After reluctantly accepting that Project Glass was not one of Google's April Fools' hoaxes (which included Gmail Tap, morse code to replace the qwerty keyboard for "people with fat fingers"), I found it hard to decide what was more disturbing: the AR glasses themselves or the ad's exemplary user. Floating around New York, he is supposed to be an empowered explorer, connected to the wider world with nothing more than a twitch of his head and a friendly yet imperious voice command – but it's actually more like he's suffering from locked-in syndrome. It's no coincidence that the head-first point of view of the ad feels intolerably claustrophobic.

Technically, there is a huge gap between the immersive experience that the video illustrates and the actual capability of AR glasses now or in the near future. But it's the very idealised status of the ad that makes it worth taking seriously. This is how Google expects us to behave, "one day … "

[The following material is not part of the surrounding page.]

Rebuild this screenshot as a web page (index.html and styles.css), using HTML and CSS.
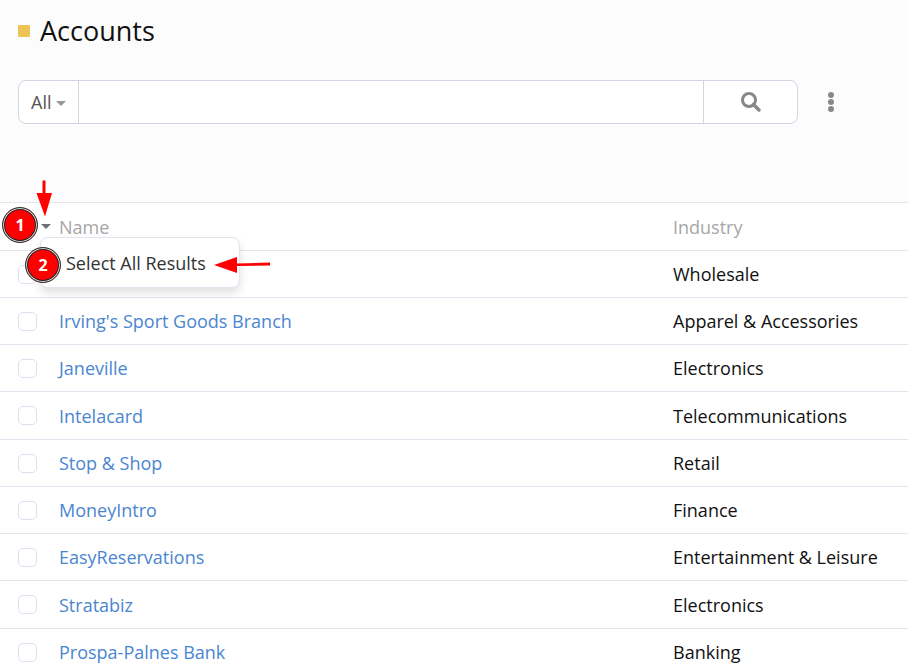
FILE: index.html
```html
<!DOCTYPE html>
<html lang="en">
<head>
<meta charset="utf-8">
<title>Accounts</title>
<link rel="stylesheet" href="styles.css">
</head>
<body>
<header class="page-header">
  <span class="scope-color"></span>
  <h1 class="page-title">Accounts</h1>
</header>
<form class="search-row" role="search">
  <div class="search-group">
    <div class="filter">
      <select class="filter-select" aria-label="Filter">
        <option>All</option>
      </select>
    </div>
    <input class="search-input" type="text" aria-label="Search">
    <button class="search-button" type="button" aria-label="Search">
      <svg width="20" height="20" viewBox="0 0 20 20" fill="none" stroke="currentColor" stroke-width="3"><circle cx="8" cy="8" r="6.5"/><path d="M12.5 12.5l5.5 5.5" stroke-width="3.5" stroke-linecap="round"/></svg>
    </button>
  </div>
  <button class="more-button" type="button" aria-label="More actions">
    <svg width="6" height="20" viewBox="0 0 6 20" fill="currentColor"><circle cx="3" cy="3" r="3"/><circle cx="3" cy="10" r="3"/><circle cx="3" cy="17" r="3"/></svg>
  </button>
</form>
<main class="list">
  <table class="list-table">
    <thead>
      <tr>
        <th class="cell-check">
          <button class="caret-button" type="button" aria-label="Selection menu"></button>
          <div class="menu"><button class="menu-item" type="button">Select All Results</button></div>
          <svg class="arrow arrow-down" width="18" height="38" viewBox="0 0 18 38"><path d="M7.5 0.5h3V13H17L10 36.5 1.500 13h6z" fill="#f00"/></svg>
          <svg class="arrow arrow-left" width="58" height="18" viewBox="0 0 58 18"><path d="M0 9l23-8v6.500l33-1v3l-33 .5V17z" fill="#f00"/></svg>
          <span class="step step-one">1</span>
          <span class="step step-two">2</span>
        </th>
        <th class="cell-name">Name</th>
        <th class="cell-industry">Industry</th>
      </tr>
    </thead>
    <tbody>
      <tr><td class="cell-check"><input class="check" type="checkbox" aria-label="Select record"></td><td></td><td>Wholesale</td></tr>
      <tr><td class="cell-check"><input class="check" type="checkbox" aria-label="Select Irving's Sport Goods Branch"></td><td><a class="link" href="#">Irving's Sport Goods Branch</a></td><td>Apparel &amp; Accessories</td></tr>
      <tr><td class="cell-check"><input class="check" type="checkbox" aria-label="Select Janeville"></td><td><a class="link" href="#">Janeville</a></td><td>Electronics</td></tr>
      <tr><td class="cell-check"><input class="check" type="checkbox" aria-label="Select Intelacard"></td><td><a class="link" href="#">Intelacard</a></td><td>Telecommunications</td></tr>
      <tr><td class="cell-check"><input class="check" type="checkbox" aria-label="Select Stop &amp; Shop"></td><td><a class="link" href="#">Stop &amp; Shop</a></td><td>Retail</td></tr>
      <tr><td class="cell-check"><input class="check" type="checkbox" aria-label="Select MoneyIntro"></td><td><a class="link" href="#">MoneyIntro</a></td><td>Finance</td></tr>
      <tr><td class="cell-check"><input class="check" type="checkbox" aria-label="Select EasyReservations"></td><td><a class="link" href="#">EasyReservations</a></td><td>Entertainment &amp; Leisure</td></tr>
      <tr><td class="cell-check"><input class="check" type="checkbox" aria-label="Select Stratabiz"></td><td><a class="link" href="#">Stratabiz</a></td><td>Electronics</td></tr>
      <tr><td class="cell-check"><input class="check" type="checkbox" aria-label="Select Prospa-Palnes Bank"></td><td><a class="link" href="#">Prospa-Palnes Bank</a></td><td>Banking</td></tr>
    </tbody>
  </table>
</main>
</body>
</html>
```
FILE: styles.css
```css
* { box-sizing: border-box; }

html { scrollbar-width: none; }

body {
  margin: 0;
  background: #fcfcfc;
  color: #111;
  font: 18px/24px "Open Sans", sans-serif;
}

button, input, select { font: inherit; color: inherit; }

button {
  padding: 0;
  border: 0;
  background: none;
}

.page-header {
  display: flex;
  align-items: center;
  gap: 10px;
  height: 62px;
  padding: 0 18px;
}

.scope-color {
  width: 12px;
  height: 12px;
  border-radius: 1px;
  background: #edc555;
}

.page-title {
  margin: 0;
  font-size: 27px;
  line-height: 36px;
  font-weight: 400;
}

.search-row {
  display: flex;
  align-items: center;
  gap: 24px;
  margin: 18px 68px 78px 18px;
}

.search-group {
  display: flex;
  flex: 1;
  height: 44px;
  overflow: hidden;
  border: 1px solid #d1d5e3;
  border-radius: 8px;
  background: #fff;
}

.filter {
  position: relative;
  display: flex;
  border-right: 1px solid #d1d5e3;
}

.filter-select {
  appearance: none;
  width: 59px;
  padding: 0 12px;
  border: 0;
  background: none;
  color: #555;
}

.filter::after {
  content: "";
  position: absolute;
  top: 20px;
  right: 12px;
  border: 5px solid transparent;
  border-top-color: #999;
  border-bottom: 0;
  pointer-events: none;
}

.search-input {
  flex: 1;
  min-width: 0;
  padding: 0 12px;
  border: 0;
}

.search-button {
  display: flex;
  align-items: center;
  justify-content: center;
  width: 94px;
  border-left: 1px solid #d1d5e3;
  color: #888;
}

.more-button {
  display: flex;
  justify-content: center;
  width: 18px;
  color: #888;
}

.list {
  border-top: 1px solid #e3e4ef;
  background: #fff;
}

.list-table {
  width: 100%;
  table-layout: fixed;
  border-collapse: separate;
  border-spacing: 0;
}

th, td {
  height: 47px;
  padding: 0;
  border-bottom: 1px solid #e3e4ef;
  text-align: left;
  font-weight: 400;
}

th {
  height: 48px;
  color: #a6a6a6;
}

/* Rows average a quarter pixel over 47px. */
tbody tr:nth-child(4n) td { height: 48px; }

.cell-check {
  position: relative;
  width: 59px;
  padding-left: 18px;
}

.cell-industry { width: 235px; }

.link {
  color: #4a86d0;
  text-decoration: none;
}

.check {
  appearance: none;
  display: block;
  width: 19px;
  height: 19px;
  margin: 0;
  border: 1px solid #dcdff0;
  border-radius: 5px;
  background: #fff;
}

.caret-button {
  display: block;
  margin-left: 23px;
  border: 5px solid transparent;
  border-top-color: #6f6f78;
  border-bottom: 0;
}

.menu {
  position: absolute;
  z-index: 1;
  top: 34px;
  left: 40px;
  width: 200px;
  padding: 13px 0 12px;
  border: 1px solid #e3e4ef;
  border-radius: 8px;
  background: #fff;
  box-shadow: 0 5px 10px rgb(0 0 0 / 12%);
}

.menu-item {
  display: block;
  width: 100%;
  padding-left: 25px;
  color: #333;
  text-align: left;
  white-space: nowrap;
}

.arrow, .step {
  position: absolute;
  z-index: 2;
}

.arrow-down { top: -23px; left: 35px; }

.arrow-left { top: 53px; left: 214px; }

.step {
  width: 36px;
  height: 36px;
  border: 1px solid #333;
  border-radius: 50%;
  background: #f00;
  box-shadow: inset 0 0 0 1px #ddd, inset 0 0 0 2px #222;
  color: #fff;
  font-size: 16px;
  line-height: 34px;
  font-weight: 700;
  text-align: center;
}

.step-one { top: 4px; left: 2px; }

.step-two { top: 44px; left: 25px; }
```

First of all, our protagonist doesn't appear to have to work. Instead he has a mission that day: learn to play the ukulele, like every good hipster should. A reminder appears before his eyes that he has to "see" Jess tonight at 6.30 (the meeting will in fact be mediated by face-mounted webcam). Then a plea arrives from a friend he has apparently been neglecting for quite a while. The reply he dictates – "Meet me in front of Strand Books at 2" – leaves no room for negotiation. He's going to the bookstore anyway, so won't have to take a second out of his busy schedule. The morning routine of AR man apparently does not include reading the news, or indeed sparing a thought for anything outside his (Google) circle. The worst thing that happens to this guy all day is that his subway line isn't running – which he would have found out in reality 10 seconds after his glasses informed him.

He is already living a kind of augmented, extremely privileged reality. What the AR glasses do is eliminate any remaining friction from his world. Friendship, music, graffiti ("Oh cool!" he says before taking a photo with his eyes), and love all become neutered, benign experiences that exist only to serve him. Maybe worst of all, in Google's AR-world, everyone is always extremely, inexplicably relaxed. (Though I swear the friend casts a funny look when they first meet up – noticing these ridiculous things he's wearing on his head.)

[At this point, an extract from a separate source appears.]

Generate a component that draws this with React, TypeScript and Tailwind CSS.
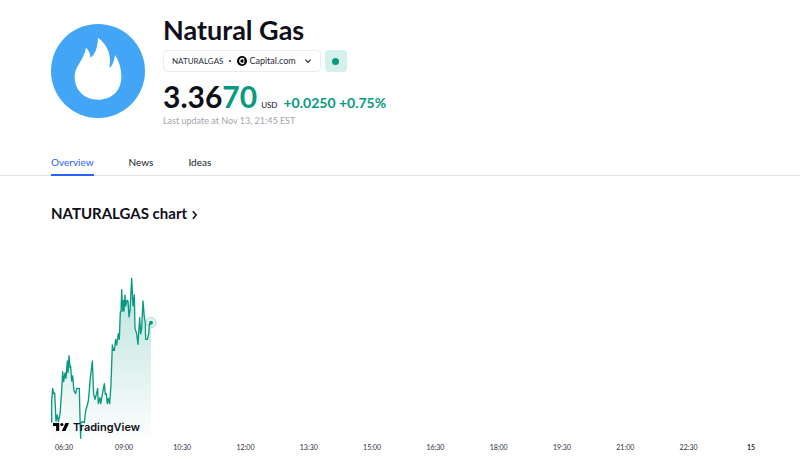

As a communique emerging from Google's secret "X" labs, the Project Glass ad must proclaim revolution without feeling in the least bit threatening. Google has nevertheless dared to declare a couple of ideological ambitions. First, "technology should work for you", helping you "explore and share your world". But it's the user who becomes the real slave, surrendering to Google any remaining shreds of intuition and agency. And it's not "your world"; it's the world. Deal with it. Google's second imperative is cool because it's really Zen: these glasses help put you "back in the moment". This is a shockingly Orwellian statement about a device that is essentially a disguise, making it infinitely easier for the user to be outside the moment, at any given moment, without anyone else knowing.

When someone is distracted by their smartphone mid-conversation, it's blatant. With Google Glass the interface – the device itself – starts to become integrated, clumsily, for now, into our person. This may be disturbing on an ethical level – a prosthesis that secretly enhances rather than simply corrects, like, say, spectacles.

But it's also misjudged on a behavioural level. What Google is forgetting is that it's the interface itself that forms the addictive attachment people have to email, Twitter, news, Angry Birds, whatever. Checking our phone requires a distinct and visible physical act, and we like performing this action. The feeling of clutching this small object is just as important as the content we're consuming. Using a phone sends a deliberate and transparent antisocial signal, allowing us to do what we really want to do: not augment reality with layers of redundant information, but escape from reality, if only for a few seconds. Somehow the honesty and liberation of this is much more appealing than becoming an insidiously augmented Superman, just a really nice guy pretending to be "in the moment".